CDs are subject to state and federal taxes since the interest earned is considered income. But the interest earned from I bonds is only taxed at the federal level — they’re not subject to state or local taxes. Additionally, you may receive a federal tax exemption if you use your I bond funds to pay for higher education. There are a few other tax exemptions available with I bonds, too.
Other factors to consider
Aside from interest rates, inflation, tax breaks and your financial goals, there are other factors Keller suggests weighing when choosing between the CDs and I bonds.
- Term. The minimum holding period for I bonds is one year, but if you access your funds before five years, you lose the previous three months of interest. After five years, there are no more penalties — the same as a five-year CD.
- Purchase options. You must purchase an I bond through Treasurydirect.com, so it’s another account you’ll have to manage alongside other bank accounts you may have.
- Investment limits.

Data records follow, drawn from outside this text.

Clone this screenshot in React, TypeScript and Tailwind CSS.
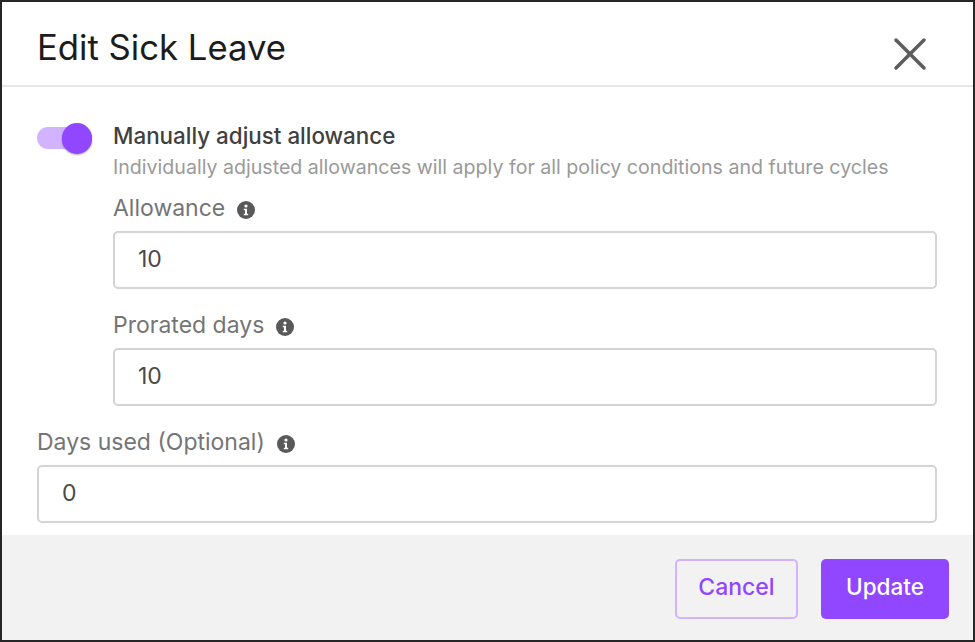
import React from 'react';
import { X } from 'lucide-react';

function InfoIcon() {
  return (
    <svg viewBox="0 0 18 18" className="w-[18px] h-[18px] shrink-0 mt-[4px]">
      <circle cx="9" cy="9" r="9" fill="#595959" />
      <circle cx="9" cy="5" r="1.6" fill="#fff" />
      <path d="M6.8 7.7h3.2v5h1.2v1.5H6.8v-1.5H8v-3.5H6.8z" fill="#fff" />
    </svg>
  );
}

function Field({ label, value }: { label: string; value: string }) {
  return (
    <div className="flex flex-col">
      <div className="flex items-center gap-[12px] h-[24px] text-[23px] leading-[24px] text-[#757575]">
        <span>{label}</span>
        <InfoIcon />
      </div>
      <div className="mt-[11px] h-[58px] rounded-[5px] border-2 border-[#d4d4d4] bg-white flex items-center pl-[23px] pb-[2px] text-[23px] text-[#4a4a4a]">
        {value}
      </div>
    </div>
  );
}

export default function App() {
  return (
    <div className="w-[975px] h-[642px] border-2 border-[#262626] bg-white flex flex-col overflow-hidden font-['Inter','Liberation_Sans',sans-serif]">
      <div className="h-[85px] shrink-0 border-b-2 border-[#e6e6e6] flex items-start justify-between pl-[35px] pr-[35px]">
        <h1 className="pt-[25px] text-[34.7px] leading-[40px] font-normal text-[#1c1c1c]">Edit Sick Leave</h1>
        <X className="w-[56px] h-[56px] mt-[24px] text-[#5c5c5c]" strokeWidth={1.5} />
      </div>

      <div className="flex-1 flex flex-col pl-[35px] pr-[36px] pt-[35px]">
        <div className="flex gap-[21px]">
          <div className="relative w-[55px] h-[22px] mt-[5px] shrink-0 rounded-full bg-[#d2b3ff]">
            <div className="absolute right-0 top-[-4px] w-[30px] h-[31px] rounded-full bg-[#9146ff] shadow-[0_1px_2px_rgba(0,0,0,0.35)]" />
          </div>
          <div className="flex flex-col">
            <div className="text-[22.4px] leading-[28px] font-medium text-[#404040] whitespace-nowrap">Manually adjust allowance</div>
            <div className="mt-[4px] text-[19.6px] leading-[26px] text-[#9a9a9a] whitespace-nowrap">
              Individually adjusted allowances will apply for all policy conditions and future cycles
            </div>
          </div>
        </div>

        <div className="ml-[76px] mt-[16px] flex flex-col gap-[24px]">
          <Field label="Allowance" value="10" />
          <Field label="Prorated days" value="10" />
        </div>
        <div className="mt-[24px]">
          <Field label="Days used (Optional)" value="0" />
        </div>
      </div>

      <div className="h-[105px] shrink-0 bg-[#f2f2f2] flex items-start justify-end gap-[23px] pt-[24px] pr-[24px]">
        <button className="w-[123px] h-[60px] pb-[4px] rounded-[5px] border-2 border-[#d2b3ff] text-[23px] font-medium text-[#9146ff]">
          Cancel
        </button>
        <button className="w-[128px] h-[60px] pb-[4px] rounded-[5px] bg-[#9146ff] text-[22.5px] font-medium text-white">
          Update
        </button>
      </div>
    </div>
  );
}
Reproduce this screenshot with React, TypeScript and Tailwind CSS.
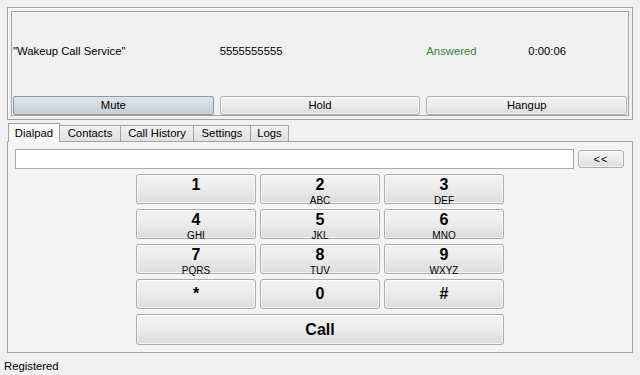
import React from 'react';

const keys = [
  { d: '1', l: '\u00a0' },
  { d: '2', l: 'ABC' },
  { d: '3', l: 'DEF' },
  { d: '4', l: 'GHI' },
  { d: '5', l: 'JKL' },
  { d: '6', l: 'MNO' },
  { d: '7', l: 'PQRS' },
  { d: '8', l: 'TUV' },
  { d: '9', l: 'WXYZ' },
];

const btn =
  'border border-[#acacac] rounded-[3px] bg-gradient-to-b from-[#f3f3f3] via-[#ebebeb] to-[#dcdcdc] shadow-[inset_0_0_0_1px_rgba(255,255,255,0.7)]';

const tabs = [
  { label: 'Dialpad', w: 'w-[52px]' },
  { label: 'Contacts', w: 'w-[62px]' },
  { label: 'Call History', w: 'w-[74px]' },
  { label: 'Settings', w: 'w-[58px]' },
  { label: 'Logs', w: 'w-[39px]' },
];

export default function App() {
  return (
    <div className="w-[640px] h-[375px] bg-[#f0f0f0] font-['Liberation_Sans',Arial,sans-serif] text-[11.3px] text-black flex flex-col overflow-hidden">
      {/* active call panel */}
      <div className="mx-[7px] mt-[7px] h-[113px] border border-[#a3a3a3] p-[3px] shadow-[inset_1px_1px_0_#fff]">
        <div className="h-full border border-[#a3a3a3] flex flex-col px-[1px]">
          <div className="h-[78px] grid grid-cols-3 gap-[6px] items-center">
            <span>"Wakeup Call Service"</span>
            <span>5555555555</span>
            <div className="flex">
              <span className="w-[102px] text-[#3b873b]">Answered</span>
              <span>0:00:06</span>
            </div>
          </div>
          <div className="h-[19px] grid grid-cols-3 gap-[6px] mt-[6px]">
            <button className="border border-[#8c9aa8] rounded-[2px] bg-gradient-to-b from-[#e0e5ea] to-[#c8cfd7] leading-none">
              Mute
            </button>
            <button className={`${btn} leading-none`}>Hold</button>
            <button className={`${btn} leading-none`}>Hangup</button>
          </div>
        </div>
      </div>

      {/* tabs */}
      <div className="mt-[3px] h-[18px] flex items-end pl-[8px] relative z-10">
        {tabs.map((t, i) =>
          i === 0 ? (
            <div
              key={t.label}
              className={`${t.w} h-[19px] -mb-px border border-b-0 border-[#a3a3a3] bg-[#f9f9f9] flex items-center justify-center`}
            >
              {t.label}
            </div>
          ) : (
            <div
              key={t.label}
              className={`${t.w} h-[16px] -ml-px border border-b-0 border-[#a3a3a3] bg-gradient-to-b from-[#f2f2f2] to-[#e0e0e0] flex items-center justify-center`}
            >
              {t.label}
            </div>
          )
        )}
      </div>

      {/* dialpad pane */}
      <div className="mx-[7px] h-[212px] border border-[#a3a3a3] bg-[#f4f4f4] px-[7px] pt-[7px]">
        <div className="flex items-start gap-[4px]">
          <input
            type="text"
            className="w-[559px] h-[20px] border border-[#a9a9a9] bg-white outline-none px-1"
          />
          <button className={`${btn} w-[46px] h-[18px] mt-[1px] leading-none text-[11px] tracking-[1px]`}>
            &lt;&lt;
          </button>
        </div>

        <div className="mt-[5px] ml-[121px] w-[368px] grid grid-cols-3 gap-x-[4px] gap-y-[5px]">
          {keys.map((k) => (
            <button key={k.d} className={`${btn} h-[30px] flex flex-col items-center pt-[2px]`}>
              <span className="font-bold text-[16px] leading-[16px]">{k.d}</span>
              <span className="text-[10px] leading-[10px] mt-[3px]">{k.l}</span>
            </button>
          ))}
          {['*', '0', '#'].map((d) => (
            <button key={d} className={`${btn} h-[30px] flex items-center justify-center font-bold text-[16px] leading-none`}>
              {d}
            </button>
          ))}
          <button className={`${btn} col-span-3 h-[31px] flex items-center justify-center font-bold text-[16px] leading-none`}>
            Call
          </button>
        </div>
      </div>

      <div className="mt-[6px] px-[4px] leading-[14px]">Registered</div>
    </div>
  );
}
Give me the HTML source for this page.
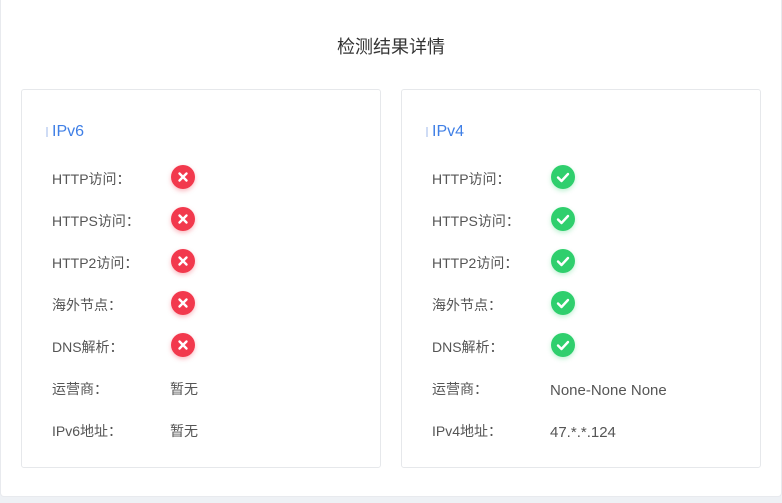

The maximum you can purchase with an I bond is $10,000 per calendar year, though you can purchase an additional $5,000 with your tax return. So, if you want to invest more, a CD may make more sense.
Instead of choosing between the two, you can spread your money across several savings and investing accounts. For instance, if you know you won’t need the money for at least five years, and the I bond rate is higher than a five-year CD, you may get an I bond, then build a CD ladder with other funds to have money coming due periodically.
Or you may choose a more flexible option altogether. For example, high-yield savings accounts now have an average of 4.43% APY, although some banks offer more. Since savings accounts have a variable interest rate, you’ll risk estimating your overall return in the next few years. However, you can make regular withdrawals and contributions. Plus, when rates go up, chances are, your savings rate will, too.